# Task objective
Quote all of the data below exactly, please.
-- START --
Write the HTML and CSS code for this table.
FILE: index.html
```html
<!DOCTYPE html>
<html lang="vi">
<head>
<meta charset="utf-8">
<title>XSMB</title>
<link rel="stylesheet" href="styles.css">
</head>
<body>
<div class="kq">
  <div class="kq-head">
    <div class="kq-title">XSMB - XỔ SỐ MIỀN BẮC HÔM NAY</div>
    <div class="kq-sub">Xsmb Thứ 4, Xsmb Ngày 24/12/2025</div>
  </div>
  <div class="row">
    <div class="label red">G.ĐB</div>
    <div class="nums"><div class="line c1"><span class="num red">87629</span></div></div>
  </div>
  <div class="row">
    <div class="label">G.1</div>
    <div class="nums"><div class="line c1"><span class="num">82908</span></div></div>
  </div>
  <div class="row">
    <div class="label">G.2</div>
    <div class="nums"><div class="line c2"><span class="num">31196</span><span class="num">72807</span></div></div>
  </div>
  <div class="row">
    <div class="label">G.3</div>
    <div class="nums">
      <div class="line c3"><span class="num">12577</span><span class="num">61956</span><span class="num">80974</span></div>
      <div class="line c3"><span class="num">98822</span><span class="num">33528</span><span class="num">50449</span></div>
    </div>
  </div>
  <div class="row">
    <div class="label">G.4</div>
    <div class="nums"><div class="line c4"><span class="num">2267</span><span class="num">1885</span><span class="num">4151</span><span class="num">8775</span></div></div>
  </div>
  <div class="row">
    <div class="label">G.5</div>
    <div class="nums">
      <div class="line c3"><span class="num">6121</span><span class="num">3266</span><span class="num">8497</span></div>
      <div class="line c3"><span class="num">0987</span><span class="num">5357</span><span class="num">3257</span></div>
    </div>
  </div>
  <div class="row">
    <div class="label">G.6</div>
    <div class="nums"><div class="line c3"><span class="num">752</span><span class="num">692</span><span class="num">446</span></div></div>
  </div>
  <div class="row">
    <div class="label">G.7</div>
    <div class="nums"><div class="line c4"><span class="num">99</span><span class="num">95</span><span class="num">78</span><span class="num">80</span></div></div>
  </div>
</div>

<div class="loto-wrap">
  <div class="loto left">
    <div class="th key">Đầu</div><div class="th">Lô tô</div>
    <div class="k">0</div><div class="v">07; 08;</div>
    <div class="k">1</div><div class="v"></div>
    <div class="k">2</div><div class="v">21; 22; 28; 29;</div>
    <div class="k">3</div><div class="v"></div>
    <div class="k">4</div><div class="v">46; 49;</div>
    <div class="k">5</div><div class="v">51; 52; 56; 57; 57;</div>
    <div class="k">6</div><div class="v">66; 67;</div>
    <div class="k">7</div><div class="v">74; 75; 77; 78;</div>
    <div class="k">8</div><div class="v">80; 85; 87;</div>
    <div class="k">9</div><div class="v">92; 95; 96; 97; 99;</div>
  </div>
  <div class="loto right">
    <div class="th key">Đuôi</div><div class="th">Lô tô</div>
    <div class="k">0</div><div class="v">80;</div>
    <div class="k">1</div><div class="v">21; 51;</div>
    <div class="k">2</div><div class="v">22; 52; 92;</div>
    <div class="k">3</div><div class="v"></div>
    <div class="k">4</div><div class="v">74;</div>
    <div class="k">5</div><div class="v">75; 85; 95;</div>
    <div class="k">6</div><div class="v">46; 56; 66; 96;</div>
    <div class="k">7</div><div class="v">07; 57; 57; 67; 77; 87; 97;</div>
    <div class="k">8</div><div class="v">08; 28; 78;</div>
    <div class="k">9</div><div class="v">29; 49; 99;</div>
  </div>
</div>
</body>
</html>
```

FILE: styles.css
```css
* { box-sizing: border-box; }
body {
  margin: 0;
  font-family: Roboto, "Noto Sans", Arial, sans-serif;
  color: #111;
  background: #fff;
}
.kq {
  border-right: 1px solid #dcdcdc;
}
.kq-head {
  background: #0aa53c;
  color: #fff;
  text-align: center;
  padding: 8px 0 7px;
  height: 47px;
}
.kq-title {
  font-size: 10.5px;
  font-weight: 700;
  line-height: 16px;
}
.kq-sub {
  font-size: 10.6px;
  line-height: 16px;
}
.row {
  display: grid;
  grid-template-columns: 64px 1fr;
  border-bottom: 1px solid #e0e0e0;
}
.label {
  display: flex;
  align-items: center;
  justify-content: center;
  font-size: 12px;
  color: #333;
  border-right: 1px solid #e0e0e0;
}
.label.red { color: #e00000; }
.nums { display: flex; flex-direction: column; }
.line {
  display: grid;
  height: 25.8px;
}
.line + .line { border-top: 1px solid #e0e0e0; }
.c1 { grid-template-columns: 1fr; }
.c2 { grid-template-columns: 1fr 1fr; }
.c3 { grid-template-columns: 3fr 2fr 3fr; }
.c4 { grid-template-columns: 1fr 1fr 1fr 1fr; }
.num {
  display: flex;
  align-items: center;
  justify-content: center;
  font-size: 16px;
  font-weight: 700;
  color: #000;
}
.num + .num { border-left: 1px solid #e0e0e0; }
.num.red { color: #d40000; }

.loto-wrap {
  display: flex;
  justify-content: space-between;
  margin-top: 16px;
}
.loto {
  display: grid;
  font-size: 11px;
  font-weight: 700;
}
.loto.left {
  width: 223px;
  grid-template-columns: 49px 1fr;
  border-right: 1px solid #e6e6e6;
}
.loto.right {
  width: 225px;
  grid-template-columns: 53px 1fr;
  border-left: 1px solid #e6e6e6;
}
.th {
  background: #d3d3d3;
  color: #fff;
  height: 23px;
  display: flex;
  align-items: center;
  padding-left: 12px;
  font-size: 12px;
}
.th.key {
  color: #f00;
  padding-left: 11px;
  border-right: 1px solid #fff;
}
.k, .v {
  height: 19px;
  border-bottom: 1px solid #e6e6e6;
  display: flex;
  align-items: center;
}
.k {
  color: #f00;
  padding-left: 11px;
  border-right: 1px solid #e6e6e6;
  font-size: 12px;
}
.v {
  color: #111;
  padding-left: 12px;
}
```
-- END --
# Task result
Write the HTML and CSS code for this table.
FILE: index.html
```html
<!DOCTYPE html>
<html lang="vi">
<head>
<meta charset="utf-8">
<title>XSMB</title>
<link rel="stylesheet" href="styles.css">
</head>
<body>
<div class="kq">
  <div class="kq-head">
    <div class="kq-title">XSMB - XỔ SỐ MIỀN BẮC HÔM NAY</div>
    <div class="kq-sub">Xsmb Thứ 4, Xsmb Ngày 24/12/2025</div>
  </div>
  <div class="row">
    <div class="label red">G.ĐB</div>
    <div class="nums"><div class="line c1"><span class="num red">87629</span></div></div>
  </div>
  <div class="row">
    <div class="label">G.1</div>
    <div class="nums"><div class="line c1"><span class="num">82908</span></div></div>
  </div>
  <div class="row">
    <div class="label">G.2</div>
    <div class="nums"><div class="line c2"><span class="num">31196</span><span class="num">72807</span></div></div>
  </div>
  <div class="row">
    <div class="label">G.3</div>
    <div class="nums">
      <div class="line c3"><span class="num">12577</span><span class="num">61956</span><span class="num">80974</span></div>
      <div class="line c3"><span class="num">98822</span><span class="num">33528</span><span class="num">50449</span></div>
    </div>
  </div>
  <div class="row">
    <div class="label">G.4</div>
    <div class="nums"><div class="line c4"><span class="num">2267</span><span class="num">1885</span><span class="num">4151</span><span class="num">8775</span></div></div>
  </div>
  <div class="row">
    <div class="label">G.5</div>
    <div class="nums">
      <div class="line c3"><span class="num">6121</span><span class="num">3266</span><span class="num">8497</span></div>
      <div class="line c3"><span class="num">0987</span><span class="num">5357</span><span class="num">3257</span></div>
    </div>
  </div>
  <div class="row">
    <div class="label">G.6</div>
    <div class="nums"><div class="line c3"><span class="num">752</span><span class="num">692</span><span class="num">446</span></div></div>
  </div>
  <div class="row">
    <div class="label">G.7</div>
    <div class="nums"><div class="line c4"><span class="num">99</span><span class="num">95</span><span class="num">78</span><span class="num">80</span></div></div>
  </div>
</div>

<div class="loto-wrap">
  <div class="loto left">
    <div class="th key">Đầu</div><div class="th">Lô tô</div>
    <div class="k">0</div><div class="v">07; 08;</div>
    <div class="k">1</div><div class="v"></div>
    <div class="k">2</div><div class="v">21; 22; 28; 29;</div>
    <div class="k">3</div><div class="v"></div>
    <div class="k">4</div><div class="v">46; 49;</div>
    <div class="k">5</div><div class="v">51; 52; 56; 57; 57;</div>
    <div class="k">6</div><div class="v">66; 67;</div>
    <div class="k">7</div><div class="v">74; 75; 77; 78;</div>
    <div class="k">8</div><div class="v">80; 85; 87;</div>
    <div class="k">9</div><div class="v">92; 95; 96; 97; 99;</div>
  </div>
  <div class="loto right">
    <div class="th key">Đuôi</div><div class="th">Lô tô</div>
    <div class="k">0</div><div class="v">80;</div>
    <div class="k">1</div><div class="v">21; 51;</div>
    <div class="k">2</div><div class="v">22; 52; 92;</div>
    <div class="k">3</div><div class="v"></div>
    <div class="k">4</div><div class="v">74;</div>
    <div class="k">5</div><div class="v">75; 85; 95;</div>
    <div class="k">6</div><div class="v">46; 56; 66; 96;</div>
    <div class="k">7</div><div class="v">07; 57; 57; 67; 77; 87; 97;</div>
    <div class="k">8</div><div class="v">08; 28; 78;</div>
    <div class="k">9</div><div class="v">29; 49; 99;</div>
  </div>
</div>
</body>
</html>
```

FILE: styles.css
```css
* { box-sizing: border-box; }
body {
  margin: 0;
  font-family: Roboto, "Noto Sans", Arial, sans-serif;
  color: #111;
  background: #fff;
}
.kq {
  border-right: 1px solid #dcdcdc;
}
.kq-head {
  background: #0aa53c;
  color: #fff;
  text-align: center;
  padding: 8px 0 7px;
  height: 47px;
}
.kq-title {
  font-size: 10.5px;
  font-weight: 700;
  line-height: 16px;
}
.kq-sub {
  font-size: 10.6px;
  line-height: 16px;
}
.row {
  display: grid;
  grid-template-columns: 64px 1fr;
  border-bottom: 1px solid #e0e0e0;
}
.label {
  display: flex;
  align-items: center;
  justify-content: center;
  font-size: 12px;
  color: #333;
  border-right: 1px solid #e0e0e0;
}
.label.red { color: #e00000; }
.nums { display: flex; flex-direction: column; }
.line {
  display: grid;
  height: 25.8px;
}
.line + .line { border-top: 1px solid #e0e0e0; }
.c1 { grid-template-columns: 1fr; }
.c2 { grid-template-columns: 1fr 1fr; }
.c3 { grid-template-columns: 3fr 2fr 3fr; }
.c4 { grid-template-columns: 1fr 1fr 1fr 1fr; }
.num {
  display: flex;
  align-items: center;
  justify-content: center;
  font-size: 16px;
  font-weight: 700;
  color: #000;
}
.num + .num { border-left: 1px solid #e0e0e0; }
.num.red { color: #d40000; }

.loto-wrap {
  display: flex;
  justify-content: space-between;
  margin-top: 16px;
}
.loto {
  display: grid;
  font-size: 11px;
  font-weight: 700;
}
.loto.left {
  width: 223px;
  grid-template-columns: 49px 1fr;
  border-right: 1px solid #e6e6e6;
}
.loto.right {
  width: 225px;
  grid-template-columns: 53px 1fr;
  border-left: 1px solid #e6e6e6;
}
.th {
  background: #d3d3d3;
  color: #fff;
  height: 23px;
  display: flex;
  align-items: center;
  padding-left: 12px;
  font-size: 12px;
}
.th.key {
  color: #f00;
  padding-left: 11px;
  border-right: 1px solid #fff;
}
.k, .v {
  height: 19px;
  border-bottom: 1px solid #e6e6e6;
  display: flex;
  align-items: center;
}
.k {
  color: #f00;
  padding-left: 11px;
  border-right: 1px solid #e6e6e6;
  font-size: 12px;
}
.v {
  color: #111;
  padding-left: 12px;
}
```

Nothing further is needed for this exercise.